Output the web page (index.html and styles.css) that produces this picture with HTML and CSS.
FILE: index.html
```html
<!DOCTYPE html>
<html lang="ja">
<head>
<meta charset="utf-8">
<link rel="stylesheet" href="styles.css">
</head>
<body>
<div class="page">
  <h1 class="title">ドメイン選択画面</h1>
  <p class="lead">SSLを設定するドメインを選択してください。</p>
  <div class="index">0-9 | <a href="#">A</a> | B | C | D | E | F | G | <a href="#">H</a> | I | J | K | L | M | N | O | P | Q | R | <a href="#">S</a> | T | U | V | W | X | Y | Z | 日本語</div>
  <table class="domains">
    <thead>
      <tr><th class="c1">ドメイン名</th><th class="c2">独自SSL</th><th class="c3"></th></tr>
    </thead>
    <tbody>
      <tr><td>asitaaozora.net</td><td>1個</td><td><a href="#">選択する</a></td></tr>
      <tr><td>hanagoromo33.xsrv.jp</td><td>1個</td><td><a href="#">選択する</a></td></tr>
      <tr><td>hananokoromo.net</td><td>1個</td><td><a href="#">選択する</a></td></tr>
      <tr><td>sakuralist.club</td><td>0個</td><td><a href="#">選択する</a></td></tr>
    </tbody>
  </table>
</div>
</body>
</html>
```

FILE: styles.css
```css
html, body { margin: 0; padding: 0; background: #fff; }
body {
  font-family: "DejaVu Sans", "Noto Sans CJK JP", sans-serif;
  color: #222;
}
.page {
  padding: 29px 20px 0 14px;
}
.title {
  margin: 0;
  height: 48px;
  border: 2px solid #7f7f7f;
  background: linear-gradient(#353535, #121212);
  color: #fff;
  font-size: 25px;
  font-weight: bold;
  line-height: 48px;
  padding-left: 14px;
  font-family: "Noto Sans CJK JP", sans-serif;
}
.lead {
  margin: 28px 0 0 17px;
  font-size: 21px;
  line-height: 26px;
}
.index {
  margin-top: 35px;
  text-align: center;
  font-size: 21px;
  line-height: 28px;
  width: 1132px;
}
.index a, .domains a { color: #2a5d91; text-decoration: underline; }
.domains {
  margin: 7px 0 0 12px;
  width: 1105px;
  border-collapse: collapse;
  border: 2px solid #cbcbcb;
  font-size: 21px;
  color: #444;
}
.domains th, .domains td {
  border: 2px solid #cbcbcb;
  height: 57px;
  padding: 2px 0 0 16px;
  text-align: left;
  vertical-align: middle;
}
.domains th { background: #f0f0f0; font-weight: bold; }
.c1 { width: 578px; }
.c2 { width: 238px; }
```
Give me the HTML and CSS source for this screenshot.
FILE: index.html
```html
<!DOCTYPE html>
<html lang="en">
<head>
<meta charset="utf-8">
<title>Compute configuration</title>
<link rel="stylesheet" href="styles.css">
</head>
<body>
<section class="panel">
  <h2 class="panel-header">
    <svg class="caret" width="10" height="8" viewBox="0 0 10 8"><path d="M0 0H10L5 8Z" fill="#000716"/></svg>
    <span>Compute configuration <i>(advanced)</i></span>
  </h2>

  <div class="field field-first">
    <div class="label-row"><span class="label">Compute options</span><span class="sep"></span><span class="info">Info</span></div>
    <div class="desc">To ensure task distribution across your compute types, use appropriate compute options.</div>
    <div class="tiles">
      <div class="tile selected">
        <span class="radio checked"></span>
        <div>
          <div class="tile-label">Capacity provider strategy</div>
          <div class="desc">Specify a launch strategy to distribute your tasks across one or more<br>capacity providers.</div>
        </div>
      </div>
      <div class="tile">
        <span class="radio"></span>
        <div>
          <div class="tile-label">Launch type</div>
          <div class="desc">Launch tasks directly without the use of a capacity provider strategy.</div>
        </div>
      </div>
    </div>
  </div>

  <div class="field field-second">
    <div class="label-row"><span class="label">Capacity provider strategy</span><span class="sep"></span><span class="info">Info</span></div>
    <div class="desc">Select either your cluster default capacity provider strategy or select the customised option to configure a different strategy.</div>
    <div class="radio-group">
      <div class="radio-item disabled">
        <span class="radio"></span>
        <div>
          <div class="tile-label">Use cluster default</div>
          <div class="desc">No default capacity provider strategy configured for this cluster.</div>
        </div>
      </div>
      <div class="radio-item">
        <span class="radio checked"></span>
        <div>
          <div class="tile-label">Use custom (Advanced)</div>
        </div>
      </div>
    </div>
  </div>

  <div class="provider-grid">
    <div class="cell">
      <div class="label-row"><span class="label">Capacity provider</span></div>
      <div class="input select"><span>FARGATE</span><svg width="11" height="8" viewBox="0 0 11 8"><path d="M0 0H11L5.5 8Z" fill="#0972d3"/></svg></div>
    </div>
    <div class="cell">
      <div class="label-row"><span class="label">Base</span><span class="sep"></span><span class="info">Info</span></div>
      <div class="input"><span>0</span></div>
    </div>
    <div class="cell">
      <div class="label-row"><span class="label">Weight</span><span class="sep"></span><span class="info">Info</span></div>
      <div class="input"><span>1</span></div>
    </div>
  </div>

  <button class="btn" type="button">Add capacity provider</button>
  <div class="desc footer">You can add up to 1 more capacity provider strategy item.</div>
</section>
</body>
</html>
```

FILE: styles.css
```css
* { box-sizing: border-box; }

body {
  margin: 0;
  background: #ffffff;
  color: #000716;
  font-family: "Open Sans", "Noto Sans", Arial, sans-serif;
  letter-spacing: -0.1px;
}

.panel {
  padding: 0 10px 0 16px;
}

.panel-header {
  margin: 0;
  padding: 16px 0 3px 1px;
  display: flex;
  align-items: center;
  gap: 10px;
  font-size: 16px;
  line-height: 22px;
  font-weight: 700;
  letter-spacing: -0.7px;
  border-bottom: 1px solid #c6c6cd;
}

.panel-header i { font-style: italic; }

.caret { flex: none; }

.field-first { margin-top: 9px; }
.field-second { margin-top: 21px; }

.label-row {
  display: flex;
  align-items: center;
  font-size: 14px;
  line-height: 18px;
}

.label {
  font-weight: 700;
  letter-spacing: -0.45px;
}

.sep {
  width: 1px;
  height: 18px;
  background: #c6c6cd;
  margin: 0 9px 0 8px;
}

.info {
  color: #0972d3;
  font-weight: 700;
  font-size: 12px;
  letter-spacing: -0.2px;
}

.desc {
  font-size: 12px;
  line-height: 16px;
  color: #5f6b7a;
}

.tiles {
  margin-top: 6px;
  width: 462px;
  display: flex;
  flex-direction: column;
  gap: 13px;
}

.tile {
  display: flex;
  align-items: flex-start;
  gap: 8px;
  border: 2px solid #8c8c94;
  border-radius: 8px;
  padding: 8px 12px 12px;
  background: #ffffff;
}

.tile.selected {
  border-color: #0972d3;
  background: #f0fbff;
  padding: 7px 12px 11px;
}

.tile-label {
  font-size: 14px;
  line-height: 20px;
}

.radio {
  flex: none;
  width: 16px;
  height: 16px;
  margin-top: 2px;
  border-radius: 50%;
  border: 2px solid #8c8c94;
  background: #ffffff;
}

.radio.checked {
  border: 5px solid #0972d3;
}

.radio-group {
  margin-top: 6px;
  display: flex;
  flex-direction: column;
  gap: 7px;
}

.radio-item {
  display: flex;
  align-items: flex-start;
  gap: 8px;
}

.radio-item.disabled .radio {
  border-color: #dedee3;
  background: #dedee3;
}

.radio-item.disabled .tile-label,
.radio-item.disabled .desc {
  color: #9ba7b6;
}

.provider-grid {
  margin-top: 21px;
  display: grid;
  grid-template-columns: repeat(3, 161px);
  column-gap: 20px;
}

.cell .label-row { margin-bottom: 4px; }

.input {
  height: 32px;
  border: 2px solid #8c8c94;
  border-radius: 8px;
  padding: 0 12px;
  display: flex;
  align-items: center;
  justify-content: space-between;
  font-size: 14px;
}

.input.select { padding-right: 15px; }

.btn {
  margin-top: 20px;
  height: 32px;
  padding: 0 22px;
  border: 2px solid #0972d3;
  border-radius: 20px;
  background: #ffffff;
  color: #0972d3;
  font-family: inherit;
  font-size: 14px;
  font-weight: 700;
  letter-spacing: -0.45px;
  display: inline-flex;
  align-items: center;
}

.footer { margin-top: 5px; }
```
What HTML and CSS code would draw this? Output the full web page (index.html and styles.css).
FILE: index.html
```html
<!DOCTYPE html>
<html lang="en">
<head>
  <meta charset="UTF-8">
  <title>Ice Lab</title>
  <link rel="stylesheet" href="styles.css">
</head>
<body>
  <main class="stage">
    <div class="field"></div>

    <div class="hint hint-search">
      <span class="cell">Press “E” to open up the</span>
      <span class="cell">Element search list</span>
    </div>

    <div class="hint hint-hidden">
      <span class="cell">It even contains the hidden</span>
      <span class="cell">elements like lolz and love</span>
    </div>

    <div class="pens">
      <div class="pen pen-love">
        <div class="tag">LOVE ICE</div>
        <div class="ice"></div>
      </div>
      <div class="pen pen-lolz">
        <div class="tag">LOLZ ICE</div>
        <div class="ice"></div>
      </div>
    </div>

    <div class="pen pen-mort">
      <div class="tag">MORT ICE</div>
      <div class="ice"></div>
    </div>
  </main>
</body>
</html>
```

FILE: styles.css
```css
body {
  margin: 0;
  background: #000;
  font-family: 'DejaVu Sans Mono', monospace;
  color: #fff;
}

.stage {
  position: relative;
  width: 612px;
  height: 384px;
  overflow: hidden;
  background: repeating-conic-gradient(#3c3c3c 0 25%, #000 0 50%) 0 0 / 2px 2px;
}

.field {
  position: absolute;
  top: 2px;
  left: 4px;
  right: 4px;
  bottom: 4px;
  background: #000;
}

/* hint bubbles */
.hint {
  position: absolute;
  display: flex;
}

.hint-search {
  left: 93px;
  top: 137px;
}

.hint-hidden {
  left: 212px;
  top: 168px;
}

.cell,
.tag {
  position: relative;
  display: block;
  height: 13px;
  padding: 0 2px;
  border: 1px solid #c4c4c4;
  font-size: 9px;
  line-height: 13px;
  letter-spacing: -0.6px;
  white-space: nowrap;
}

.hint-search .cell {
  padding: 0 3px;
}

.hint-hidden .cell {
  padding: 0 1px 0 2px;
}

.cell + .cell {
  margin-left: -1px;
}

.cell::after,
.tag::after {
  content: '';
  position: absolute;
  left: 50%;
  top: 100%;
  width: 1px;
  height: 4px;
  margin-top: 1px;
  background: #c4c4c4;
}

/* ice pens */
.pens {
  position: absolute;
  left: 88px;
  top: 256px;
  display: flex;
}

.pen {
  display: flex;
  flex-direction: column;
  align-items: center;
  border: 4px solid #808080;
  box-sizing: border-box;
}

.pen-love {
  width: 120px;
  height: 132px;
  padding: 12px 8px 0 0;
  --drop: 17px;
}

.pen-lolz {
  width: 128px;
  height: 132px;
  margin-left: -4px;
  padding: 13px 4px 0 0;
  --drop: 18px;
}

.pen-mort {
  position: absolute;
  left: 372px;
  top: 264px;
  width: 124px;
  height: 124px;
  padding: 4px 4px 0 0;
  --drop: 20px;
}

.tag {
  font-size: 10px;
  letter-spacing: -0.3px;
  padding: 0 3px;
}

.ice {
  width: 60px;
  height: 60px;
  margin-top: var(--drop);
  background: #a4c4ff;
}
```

········

▶ [Direction] Search the lines above for the string "page" and copy each line that has it.

▶ [Full solution]
Output the web page (index.html and styles.css) that produces this picture with HTML and CSS.
<div class="page">
.page {
What HTML and CSS code would draw this? Output the full web page (index.html and styles.css).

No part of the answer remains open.